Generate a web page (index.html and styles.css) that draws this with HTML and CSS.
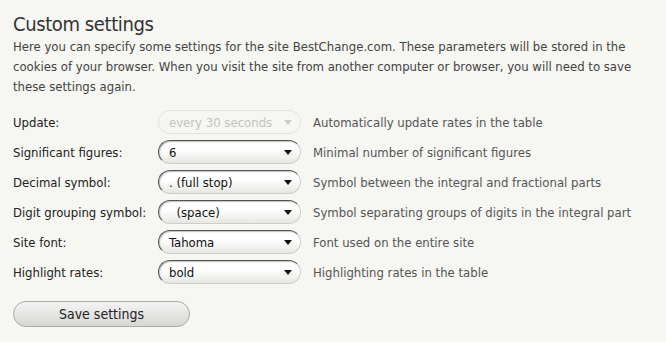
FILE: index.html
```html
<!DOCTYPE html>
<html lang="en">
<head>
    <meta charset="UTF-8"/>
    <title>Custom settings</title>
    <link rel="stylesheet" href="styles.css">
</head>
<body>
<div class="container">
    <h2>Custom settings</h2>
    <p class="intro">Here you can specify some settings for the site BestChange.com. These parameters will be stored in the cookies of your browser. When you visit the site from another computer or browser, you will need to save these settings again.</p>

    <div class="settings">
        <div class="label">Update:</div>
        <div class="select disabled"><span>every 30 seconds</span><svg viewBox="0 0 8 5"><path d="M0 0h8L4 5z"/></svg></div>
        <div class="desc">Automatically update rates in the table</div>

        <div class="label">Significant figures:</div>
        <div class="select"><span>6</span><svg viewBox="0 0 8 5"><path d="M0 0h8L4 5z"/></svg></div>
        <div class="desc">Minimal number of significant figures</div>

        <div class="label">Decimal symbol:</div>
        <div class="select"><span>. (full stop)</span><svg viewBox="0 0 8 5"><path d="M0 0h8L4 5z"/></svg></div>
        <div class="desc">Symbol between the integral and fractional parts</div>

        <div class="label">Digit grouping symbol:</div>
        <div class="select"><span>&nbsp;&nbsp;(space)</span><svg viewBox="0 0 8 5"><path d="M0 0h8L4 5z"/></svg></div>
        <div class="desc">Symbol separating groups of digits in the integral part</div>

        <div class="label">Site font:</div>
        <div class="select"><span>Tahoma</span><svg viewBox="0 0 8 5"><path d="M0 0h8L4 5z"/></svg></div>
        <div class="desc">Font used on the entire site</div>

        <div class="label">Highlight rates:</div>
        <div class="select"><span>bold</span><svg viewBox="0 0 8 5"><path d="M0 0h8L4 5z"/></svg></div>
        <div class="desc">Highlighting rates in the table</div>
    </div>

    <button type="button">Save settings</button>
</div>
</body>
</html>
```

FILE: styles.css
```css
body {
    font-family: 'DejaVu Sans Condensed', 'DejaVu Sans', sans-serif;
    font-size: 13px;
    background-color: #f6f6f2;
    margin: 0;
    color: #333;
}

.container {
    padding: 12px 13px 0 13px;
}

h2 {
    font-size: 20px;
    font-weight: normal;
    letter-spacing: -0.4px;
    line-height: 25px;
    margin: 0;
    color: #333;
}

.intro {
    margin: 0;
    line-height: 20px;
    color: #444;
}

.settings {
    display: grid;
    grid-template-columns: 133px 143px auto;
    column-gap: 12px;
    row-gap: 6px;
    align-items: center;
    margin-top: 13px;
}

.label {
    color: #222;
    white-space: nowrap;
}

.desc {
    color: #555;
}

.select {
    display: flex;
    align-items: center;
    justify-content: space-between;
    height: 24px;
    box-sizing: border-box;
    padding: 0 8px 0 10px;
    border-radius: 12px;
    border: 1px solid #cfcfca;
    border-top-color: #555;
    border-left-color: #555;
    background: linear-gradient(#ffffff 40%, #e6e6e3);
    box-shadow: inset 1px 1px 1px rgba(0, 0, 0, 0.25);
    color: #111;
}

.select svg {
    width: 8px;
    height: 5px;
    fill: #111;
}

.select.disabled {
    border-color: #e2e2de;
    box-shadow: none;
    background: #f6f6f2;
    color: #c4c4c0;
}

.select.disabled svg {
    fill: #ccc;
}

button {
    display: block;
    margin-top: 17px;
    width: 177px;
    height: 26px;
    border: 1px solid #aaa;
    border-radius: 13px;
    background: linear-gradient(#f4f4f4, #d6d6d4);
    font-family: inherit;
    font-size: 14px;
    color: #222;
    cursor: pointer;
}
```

####################

# INSTRUCTIONS TO FOLLOW
Write the lines above out again exactly, without any of their pictures.

# COMPLETE ANSWER
Generate a web page (index.html and styles.css) that draws this with HTML and CSS.
FILE: index.html
```html
<!DOCTYPE html>
<html lang="en">
<head>
    <meta charset="UTF-8"/>
    <title>Custom settings</title>
    <link rel="stylesheet" href="styles.css">
</head>
<body>
<div class="container">
    <h2>Custom settings</h2>
    <p class="intro">Here you can specify some settings for the site BestChange.com. These parameters will be stored in the cookies of your browser. When you visit the site from another computer or browser, you will need to save these settings again.</p>

    <div class="settings">
        <div class="label">Update:</div>
        <div class="select disabled"><span>every 30 seconds</span><svg viewBox="0 0 8 5"><path d="M0 0h8L4 5z"/></svg></div>
        <div class="desc">Automatically update rates in the table</div>

        <div class="label">Significant figures:</div>
        <div class="select"><span>6</span><svg viewBox="0 0 8 5"><path d="M0 0h8L4 5z"/></svg></div>
        <div class="desc">Minimal number of significant figures</div>

        <div class="label">Decimal symbol:</div>
        <div class="select"><span>. (full stop)</span><svg viewBox="0 0 8 5"><path d="M0 0h8L4 5z"/></svg></div>
        <div class="desc">Symbol between the integral and fractional parts</div>

        <div class="label">Digit grouping symbol:</div>
        <div class="select"><span>&nbsp;&nbsp;(space)</span><svg viewBox="0 0 8 5"><path d="M0 0h8L4 5z"/></svg></div>
        <div class="desc">Symbol separating groups of digits in the integral part</div>

        <div class="label">Site font:</div>
        <div class="select"><span>Tahoma</span><svg viewBox="0 0 8 5"><path d="M0 0h8L4 5z"/></svg></div>
        <div class="desc">Font used on the entire site</div>

        <div class="label">Highlight rates:</div>
        <div class="select"><span>bold</span><svg viewBox="0 0 8 5"><path d="M0 0h8L4 5z"/></svg></div>
        <div class="desc">Highlighting rates in the table</div>
    </div>

    <button type="button">Save settings</button>
</div>
</body>
</html>
```

FILE: styles.css
```css
body {
    font-family: 'DejaVu Sans Condensed', 'DejaVu Sans', sans-serif;
    font-size: 13px;
    background-color: #f6f6f2;
    margin: 0;
    color: #333;
}

.container {
    padding: 12px 13px 0 13px;
}

h2 {
    font-size: 20px;
    font-weight: normal;
    letter-spacing: -0.4px;
    line-height: 25px;
    margin: 0;
    color: #333;
}

.intro {
    margin: 0;
    line-height: 20px;
    color: #444;
}

.settings {
    display: grid;
    grid-template-columns: 133px 143px auto;
    column-gap: 12px;
    row-gap: 6px;
    align-items: center;
    margin-top: 13px;
}

.label {
    color: #222;
    white-space: nowrap;
}

.desc {
    color: #555;
}

.select {
    display: flex;
    align-items: center;
    justify-content: space-between;
    height: 24px;
    box-sizing: border-box;
    padding: 0 8px 0 10px;
    border-radius: 12px;
    border: 1px solid #cfcfca;
    border-top-color: #555;
    border-left-color: #555;
    background: linear-gradient(#ffffff 40%, #e6e6e3);
    box-shadow: inset 1px 1px 1px rgba(0, 0, 0, 0.25);
    color: #111;
}

.select svg {
    width: 8px;
    height: 5px;
    fill: #111;
}

.select.disabled {
    border-color: #e2e2de;
    box-shadow: none;
    background: #f6f6f2;
    color: #c4c4c0;
}

.select.disabled svg {
    fill: #ccc;
}

button {
    display: block;
    margin-top: 17px;
    width: 177px;
    height: 26px;
    border: 1px solid #aaa;
    border-radius: 13px;
    background: linear-gradient(#f4f4f4, #d6d6d4);
    font-family: inherit;
    font-size: 14px;
    color: #222;
    cursor: pointer;
}
```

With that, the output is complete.